## begin

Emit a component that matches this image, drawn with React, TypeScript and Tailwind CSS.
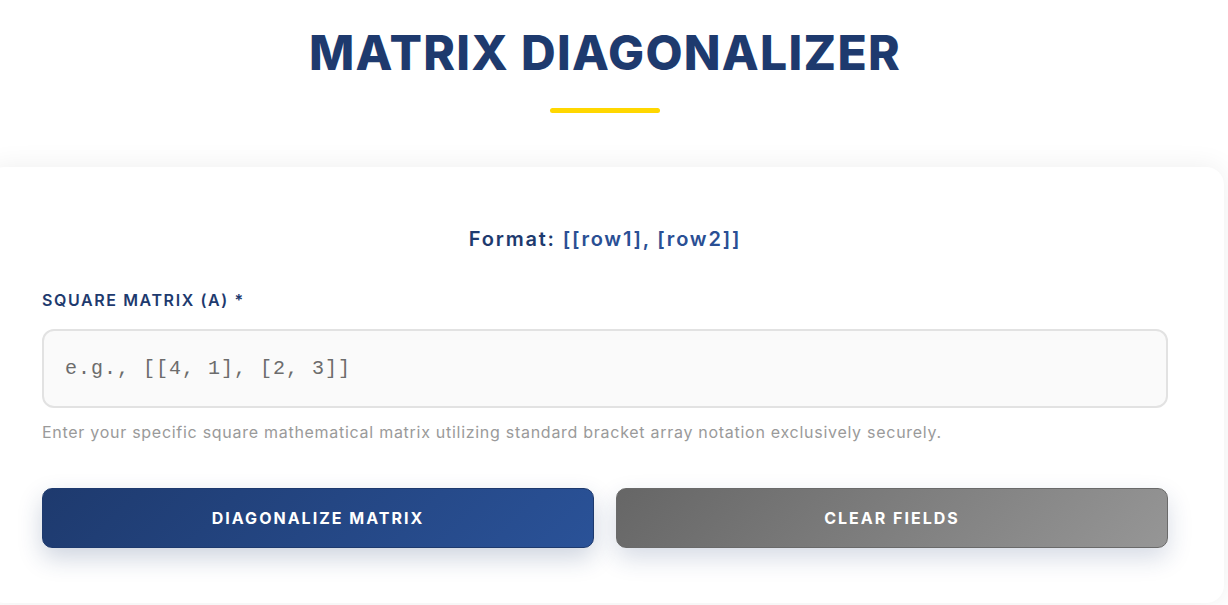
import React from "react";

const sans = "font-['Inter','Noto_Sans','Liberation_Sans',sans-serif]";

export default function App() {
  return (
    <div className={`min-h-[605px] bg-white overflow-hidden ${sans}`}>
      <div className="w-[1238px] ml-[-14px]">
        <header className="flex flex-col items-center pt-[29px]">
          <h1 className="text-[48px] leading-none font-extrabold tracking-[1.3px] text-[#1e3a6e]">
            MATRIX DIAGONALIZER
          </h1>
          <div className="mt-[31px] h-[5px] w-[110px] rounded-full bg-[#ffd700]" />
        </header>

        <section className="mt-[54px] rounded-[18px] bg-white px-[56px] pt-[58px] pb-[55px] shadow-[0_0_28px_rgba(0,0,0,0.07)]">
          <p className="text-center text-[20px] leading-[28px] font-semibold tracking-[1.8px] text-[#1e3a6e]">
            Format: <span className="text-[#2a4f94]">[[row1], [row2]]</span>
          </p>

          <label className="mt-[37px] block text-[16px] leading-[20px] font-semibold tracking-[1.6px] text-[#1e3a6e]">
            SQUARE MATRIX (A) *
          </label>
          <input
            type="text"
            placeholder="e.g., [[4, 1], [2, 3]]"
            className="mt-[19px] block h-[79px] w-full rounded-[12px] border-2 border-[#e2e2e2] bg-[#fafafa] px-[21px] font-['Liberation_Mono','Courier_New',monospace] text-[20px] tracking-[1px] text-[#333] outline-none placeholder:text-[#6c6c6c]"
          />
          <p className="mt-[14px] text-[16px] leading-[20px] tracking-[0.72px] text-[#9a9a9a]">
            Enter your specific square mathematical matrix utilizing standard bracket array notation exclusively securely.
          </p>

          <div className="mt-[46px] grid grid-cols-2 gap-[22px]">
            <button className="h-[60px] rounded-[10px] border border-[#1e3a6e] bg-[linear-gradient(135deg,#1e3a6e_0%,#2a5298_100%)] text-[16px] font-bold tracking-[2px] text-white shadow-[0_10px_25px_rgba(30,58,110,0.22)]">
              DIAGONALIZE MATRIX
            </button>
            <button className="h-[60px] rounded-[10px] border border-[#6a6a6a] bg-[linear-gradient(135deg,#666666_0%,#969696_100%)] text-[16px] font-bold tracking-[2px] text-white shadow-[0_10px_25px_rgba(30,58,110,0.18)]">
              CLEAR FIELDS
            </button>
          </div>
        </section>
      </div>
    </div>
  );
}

## end
## begin

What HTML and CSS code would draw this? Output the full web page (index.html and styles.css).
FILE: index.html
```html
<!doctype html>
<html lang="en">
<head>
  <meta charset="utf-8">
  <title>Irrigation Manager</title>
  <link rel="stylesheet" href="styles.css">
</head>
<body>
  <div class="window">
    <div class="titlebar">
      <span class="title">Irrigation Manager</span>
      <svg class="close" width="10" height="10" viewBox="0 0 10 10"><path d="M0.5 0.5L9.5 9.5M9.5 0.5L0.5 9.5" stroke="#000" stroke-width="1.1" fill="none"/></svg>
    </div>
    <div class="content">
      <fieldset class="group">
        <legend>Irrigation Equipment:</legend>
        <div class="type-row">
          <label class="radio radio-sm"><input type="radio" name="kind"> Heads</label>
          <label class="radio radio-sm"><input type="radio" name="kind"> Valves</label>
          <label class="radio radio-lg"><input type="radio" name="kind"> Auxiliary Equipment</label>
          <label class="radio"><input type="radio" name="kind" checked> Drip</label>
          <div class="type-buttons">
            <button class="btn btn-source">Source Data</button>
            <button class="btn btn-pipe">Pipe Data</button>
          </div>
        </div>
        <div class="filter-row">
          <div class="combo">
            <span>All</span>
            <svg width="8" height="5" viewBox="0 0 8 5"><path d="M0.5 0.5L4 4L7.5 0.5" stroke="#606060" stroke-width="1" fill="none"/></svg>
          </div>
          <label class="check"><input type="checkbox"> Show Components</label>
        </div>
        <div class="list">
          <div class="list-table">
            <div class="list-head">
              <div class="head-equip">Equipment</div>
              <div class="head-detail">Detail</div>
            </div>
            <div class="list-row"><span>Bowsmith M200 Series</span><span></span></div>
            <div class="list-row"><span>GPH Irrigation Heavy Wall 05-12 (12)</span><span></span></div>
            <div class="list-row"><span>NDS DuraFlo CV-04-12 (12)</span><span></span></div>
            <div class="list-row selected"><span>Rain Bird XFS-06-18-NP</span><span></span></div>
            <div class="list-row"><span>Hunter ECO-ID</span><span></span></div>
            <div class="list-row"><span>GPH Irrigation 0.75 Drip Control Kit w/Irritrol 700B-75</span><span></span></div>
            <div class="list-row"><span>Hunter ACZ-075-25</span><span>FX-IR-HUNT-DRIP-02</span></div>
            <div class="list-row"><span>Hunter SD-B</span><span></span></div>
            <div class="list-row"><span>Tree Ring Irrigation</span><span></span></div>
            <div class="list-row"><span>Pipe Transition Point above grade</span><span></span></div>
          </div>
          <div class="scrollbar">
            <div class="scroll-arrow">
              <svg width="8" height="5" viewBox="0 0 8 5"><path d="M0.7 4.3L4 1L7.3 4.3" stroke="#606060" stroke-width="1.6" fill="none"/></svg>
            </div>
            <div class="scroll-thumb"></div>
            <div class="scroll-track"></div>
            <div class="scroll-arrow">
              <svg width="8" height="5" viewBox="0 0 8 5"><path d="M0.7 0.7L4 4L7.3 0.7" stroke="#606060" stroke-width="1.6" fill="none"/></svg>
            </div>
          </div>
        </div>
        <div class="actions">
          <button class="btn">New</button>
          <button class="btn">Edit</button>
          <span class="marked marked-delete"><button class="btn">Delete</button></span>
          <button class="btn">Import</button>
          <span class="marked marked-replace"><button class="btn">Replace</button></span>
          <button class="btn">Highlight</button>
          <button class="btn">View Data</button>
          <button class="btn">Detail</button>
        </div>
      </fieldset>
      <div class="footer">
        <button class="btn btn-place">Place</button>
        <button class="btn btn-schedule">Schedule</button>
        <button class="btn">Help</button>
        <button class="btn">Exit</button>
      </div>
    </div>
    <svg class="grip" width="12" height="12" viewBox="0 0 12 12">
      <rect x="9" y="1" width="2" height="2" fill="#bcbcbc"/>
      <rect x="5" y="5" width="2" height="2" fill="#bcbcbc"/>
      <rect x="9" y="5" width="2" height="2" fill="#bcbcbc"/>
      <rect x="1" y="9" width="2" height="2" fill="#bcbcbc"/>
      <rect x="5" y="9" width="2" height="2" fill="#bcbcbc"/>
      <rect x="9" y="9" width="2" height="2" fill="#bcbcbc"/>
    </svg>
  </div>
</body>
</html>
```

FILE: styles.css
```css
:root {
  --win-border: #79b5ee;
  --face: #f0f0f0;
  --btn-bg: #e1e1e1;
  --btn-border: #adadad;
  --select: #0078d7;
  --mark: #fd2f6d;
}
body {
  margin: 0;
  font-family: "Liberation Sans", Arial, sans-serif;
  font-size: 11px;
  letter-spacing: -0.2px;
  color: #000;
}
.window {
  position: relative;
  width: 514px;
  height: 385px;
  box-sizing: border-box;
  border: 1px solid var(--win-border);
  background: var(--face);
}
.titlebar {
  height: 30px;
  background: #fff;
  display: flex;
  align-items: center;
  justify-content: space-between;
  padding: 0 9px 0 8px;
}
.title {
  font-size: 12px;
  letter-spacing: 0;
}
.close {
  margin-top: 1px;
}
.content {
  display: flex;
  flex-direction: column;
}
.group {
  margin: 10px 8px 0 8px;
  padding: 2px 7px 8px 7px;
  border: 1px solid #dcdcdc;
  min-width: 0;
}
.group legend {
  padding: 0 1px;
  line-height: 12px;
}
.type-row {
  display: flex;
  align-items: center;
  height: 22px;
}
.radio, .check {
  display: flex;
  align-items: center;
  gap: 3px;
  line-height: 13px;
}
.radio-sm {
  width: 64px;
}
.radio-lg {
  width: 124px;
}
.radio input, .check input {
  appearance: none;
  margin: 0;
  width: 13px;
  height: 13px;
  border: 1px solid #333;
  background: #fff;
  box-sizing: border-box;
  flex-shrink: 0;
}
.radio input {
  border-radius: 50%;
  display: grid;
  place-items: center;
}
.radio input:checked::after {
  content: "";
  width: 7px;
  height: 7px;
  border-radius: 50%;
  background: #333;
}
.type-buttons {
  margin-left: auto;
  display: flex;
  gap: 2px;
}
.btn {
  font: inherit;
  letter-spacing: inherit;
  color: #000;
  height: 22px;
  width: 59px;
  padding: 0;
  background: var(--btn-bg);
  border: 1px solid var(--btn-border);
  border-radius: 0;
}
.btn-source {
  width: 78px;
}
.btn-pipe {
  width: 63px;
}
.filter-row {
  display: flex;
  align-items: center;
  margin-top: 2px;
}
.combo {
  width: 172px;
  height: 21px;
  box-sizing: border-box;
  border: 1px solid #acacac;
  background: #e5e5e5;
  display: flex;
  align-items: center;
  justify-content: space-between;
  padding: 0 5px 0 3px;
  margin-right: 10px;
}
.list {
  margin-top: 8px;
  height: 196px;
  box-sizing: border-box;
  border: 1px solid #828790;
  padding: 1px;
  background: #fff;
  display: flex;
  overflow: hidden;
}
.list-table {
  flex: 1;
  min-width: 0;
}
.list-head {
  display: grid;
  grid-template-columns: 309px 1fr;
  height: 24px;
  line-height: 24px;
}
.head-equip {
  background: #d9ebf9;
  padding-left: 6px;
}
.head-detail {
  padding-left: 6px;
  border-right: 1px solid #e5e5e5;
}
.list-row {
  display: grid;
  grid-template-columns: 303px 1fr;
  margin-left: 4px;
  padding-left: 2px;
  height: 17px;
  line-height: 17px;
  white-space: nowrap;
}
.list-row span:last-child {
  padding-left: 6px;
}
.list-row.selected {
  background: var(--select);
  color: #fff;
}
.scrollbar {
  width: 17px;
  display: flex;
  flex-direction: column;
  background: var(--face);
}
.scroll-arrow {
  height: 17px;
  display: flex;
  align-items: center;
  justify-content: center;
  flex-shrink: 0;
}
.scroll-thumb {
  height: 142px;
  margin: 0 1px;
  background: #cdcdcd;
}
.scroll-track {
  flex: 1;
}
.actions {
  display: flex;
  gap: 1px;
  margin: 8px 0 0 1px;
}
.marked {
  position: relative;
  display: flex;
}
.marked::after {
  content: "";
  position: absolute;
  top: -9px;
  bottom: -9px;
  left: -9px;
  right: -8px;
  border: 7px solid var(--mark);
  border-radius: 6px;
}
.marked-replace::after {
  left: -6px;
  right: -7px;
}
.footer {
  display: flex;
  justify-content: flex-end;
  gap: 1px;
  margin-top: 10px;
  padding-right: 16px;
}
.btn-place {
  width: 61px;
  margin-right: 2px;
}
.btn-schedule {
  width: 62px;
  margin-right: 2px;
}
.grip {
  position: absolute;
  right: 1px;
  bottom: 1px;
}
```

## end
## begin

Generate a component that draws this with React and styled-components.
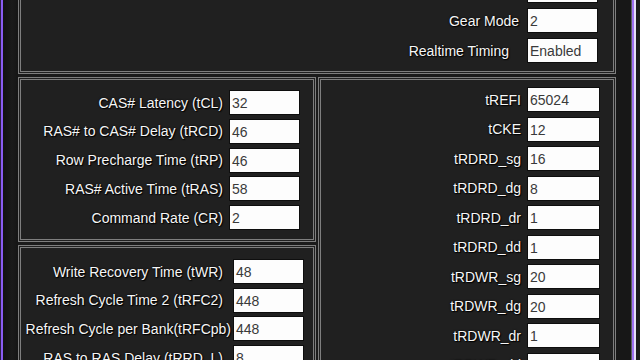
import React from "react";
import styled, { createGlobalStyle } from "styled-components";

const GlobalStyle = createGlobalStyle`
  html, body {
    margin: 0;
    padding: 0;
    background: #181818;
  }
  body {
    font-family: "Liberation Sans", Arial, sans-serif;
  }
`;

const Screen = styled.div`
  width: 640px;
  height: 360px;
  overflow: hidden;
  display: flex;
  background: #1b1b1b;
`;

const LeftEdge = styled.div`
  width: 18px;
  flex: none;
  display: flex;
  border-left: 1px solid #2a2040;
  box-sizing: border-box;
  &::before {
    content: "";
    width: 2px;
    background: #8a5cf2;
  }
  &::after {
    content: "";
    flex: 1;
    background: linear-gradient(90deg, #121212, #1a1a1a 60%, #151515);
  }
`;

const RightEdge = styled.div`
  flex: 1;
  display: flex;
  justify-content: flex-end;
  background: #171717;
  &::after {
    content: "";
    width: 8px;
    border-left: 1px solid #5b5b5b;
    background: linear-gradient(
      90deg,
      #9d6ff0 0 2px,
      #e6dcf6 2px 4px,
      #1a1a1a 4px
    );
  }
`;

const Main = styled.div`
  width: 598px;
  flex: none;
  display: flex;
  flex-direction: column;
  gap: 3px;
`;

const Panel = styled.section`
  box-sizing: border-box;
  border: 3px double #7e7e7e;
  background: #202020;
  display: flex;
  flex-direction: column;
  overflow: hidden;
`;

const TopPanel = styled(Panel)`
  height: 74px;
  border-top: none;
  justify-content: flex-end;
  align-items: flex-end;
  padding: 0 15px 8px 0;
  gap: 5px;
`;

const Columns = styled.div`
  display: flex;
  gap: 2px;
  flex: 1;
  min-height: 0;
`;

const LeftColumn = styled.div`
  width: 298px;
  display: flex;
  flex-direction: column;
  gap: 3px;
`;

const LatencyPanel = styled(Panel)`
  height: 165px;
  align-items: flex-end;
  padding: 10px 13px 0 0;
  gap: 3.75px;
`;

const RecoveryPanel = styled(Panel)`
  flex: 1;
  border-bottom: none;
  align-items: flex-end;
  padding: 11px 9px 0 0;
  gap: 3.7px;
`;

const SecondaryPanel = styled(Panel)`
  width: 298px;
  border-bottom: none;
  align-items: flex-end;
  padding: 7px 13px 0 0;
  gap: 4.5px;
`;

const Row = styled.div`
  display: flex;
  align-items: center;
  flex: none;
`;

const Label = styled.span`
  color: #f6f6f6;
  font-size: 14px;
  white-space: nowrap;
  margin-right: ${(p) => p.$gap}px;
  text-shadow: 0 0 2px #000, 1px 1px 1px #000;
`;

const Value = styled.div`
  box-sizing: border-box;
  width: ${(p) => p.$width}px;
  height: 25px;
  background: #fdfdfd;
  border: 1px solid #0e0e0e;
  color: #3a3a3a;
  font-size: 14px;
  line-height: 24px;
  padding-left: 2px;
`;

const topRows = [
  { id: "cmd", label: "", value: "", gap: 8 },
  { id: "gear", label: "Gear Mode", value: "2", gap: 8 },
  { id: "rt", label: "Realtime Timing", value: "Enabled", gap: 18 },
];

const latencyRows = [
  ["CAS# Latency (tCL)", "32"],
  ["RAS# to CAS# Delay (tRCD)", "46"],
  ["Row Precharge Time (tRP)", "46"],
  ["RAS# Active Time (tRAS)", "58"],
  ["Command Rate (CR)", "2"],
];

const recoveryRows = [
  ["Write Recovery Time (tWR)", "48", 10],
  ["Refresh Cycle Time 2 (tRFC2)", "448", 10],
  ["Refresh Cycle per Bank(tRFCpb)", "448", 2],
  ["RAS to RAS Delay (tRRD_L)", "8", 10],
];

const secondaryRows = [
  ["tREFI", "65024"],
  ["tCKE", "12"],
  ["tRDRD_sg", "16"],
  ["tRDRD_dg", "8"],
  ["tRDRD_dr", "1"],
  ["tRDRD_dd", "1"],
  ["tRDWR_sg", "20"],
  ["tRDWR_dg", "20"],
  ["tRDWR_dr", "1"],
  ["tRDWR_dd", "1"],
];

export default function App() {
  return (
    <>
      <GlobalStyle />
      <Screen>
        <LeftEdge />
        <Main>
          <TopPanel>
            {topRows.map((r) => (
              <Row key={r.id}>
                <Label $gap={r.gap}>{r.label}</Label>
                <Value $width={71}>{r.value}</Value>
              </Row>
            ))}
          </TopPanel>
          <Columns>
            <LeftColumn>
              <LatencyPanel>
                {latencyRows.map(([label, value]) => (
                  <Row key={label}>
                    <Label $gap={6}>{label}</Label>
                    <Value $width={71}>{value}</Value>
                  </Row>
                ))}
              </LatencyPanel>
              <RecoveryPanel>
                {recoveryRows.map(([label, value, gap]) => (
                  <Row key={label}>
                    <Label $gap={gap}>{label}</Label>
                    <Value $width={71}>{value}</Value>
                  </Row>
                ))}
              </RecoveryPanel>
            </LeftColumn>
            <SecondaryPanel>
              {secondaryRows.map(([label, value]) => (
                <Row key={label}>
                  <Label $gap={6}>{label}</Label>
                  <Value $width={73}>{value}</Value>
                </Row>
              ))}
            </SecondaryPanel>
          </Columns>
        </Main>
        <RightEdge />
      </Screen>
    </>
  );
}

## end

Locate the word "index" in the records above, and return each line that has it.

> **In response**
What HTML and CSS code would draw this? Output the full web page (index.html and styles.css).
FILE: index.html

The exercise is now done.